According to the bank, the regional outlook reflected China’s gradual shift to slower, more sustainable growth, expected at 6.7 per cent this year and 6.5 per cent in 2017 and 2018, from 6.9 per cent in 2015.
China is in the midst of reforms as it moves to make domestic consumption a key economic growth driver instead of exports and as manufacturing gives way to services taking on a bigger role in the economy.
“Continued implementation of reforms should support the continued rebalancing of domestic demand,” the report said on the Chinese economy.
“In particular, growth in investment and industrial output will moderate, reflecting measures to contain local government debt, reduce excess industrial capacity and reorient fiscal stimulus toward social sectors,” it added.

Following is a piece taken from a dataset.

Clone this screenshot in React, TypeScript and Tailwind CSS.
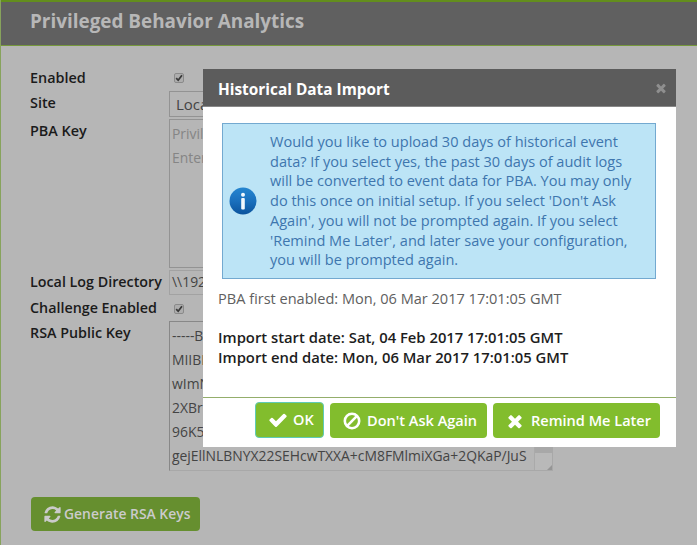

Victoria Kwakwa, incoming World Bank East Asia and Pacific vice president, indicated in a statement that the region’s developing countries accounted for “almost two-fifths of global growth” last year.
“The region has benefited from careful macroeconomic policies, including efforts to boost domestic revenue in some commodity-exporting countries. But sustaining growth amid challenging global conditions will require continued progress on structural reforms,” she said.
Major drag
The forecasts were made against a backdrop of slowing world growth, weak global trade, low commodity prices and volatile financial markets, with China’s economic slowdown a major drag.
Excluding China, regional growth is projected to pick up from 4.7 per cent last year to 4.8 per cent this year and 4.9 per cent in 2017 and 2018, powered by Southeast Asia’s robust economies, the bank indicated.
“Among the large developing Southeast Asian economies, the Philippines and Vietnam have the strongest growth prospects, both expected to grow by more than 6 per cent in 2016,” it said.
“In Indonesia, growth is forecast at 5.1 per cent in 2016 and 5.3 per cent in 2017, contingent on the success of recent reforms and implementation of an ambitious public investment programme,” the bank added.
Vietnam is forecast to grow 6.5 per cent this year, 6.4 per cent in 2017 and 6.3 per cent in 2018, down from 6.7 per cent last year.
Expansion for the Philippines is seen at 6.4 per cent this year and 6.2 per cent in 2017 and 2018 from 5.8 per cent in 2015.
The region, however, faces “elevated risks” from a weaker-than-expected recovery in advanced economies and from the possibility of China’s slowdown being steeper than anticipated, said World Bank chief regional economist Sudhir Shetty.
“This is a very volatile time for the global economy. This is a time for all countries to be cautious,” he told reporters in Asia during a video conference call from Washington.
“There is not a lot of room to manoeuvre on the macroeconomic side,” he warned.
Countries should “rebuild fiscal buffers because... there’s going to be bad shocks down the road, which will require the use of fiscal policy,” he said.
Shetty also called on countries to continue with flexible exchange rates “to adjust to whatever shocks there are” and to push through with needed structural reforms.
East Asia and the Pacific under the World Bank covers China, Indonesia, Malaysia, the Philippines, Thailand, Vietnam, Cambodia, Laos, Myanmar, Mongolia, Fiji, Papua New Guinea, the Solomon Islands and East Timor.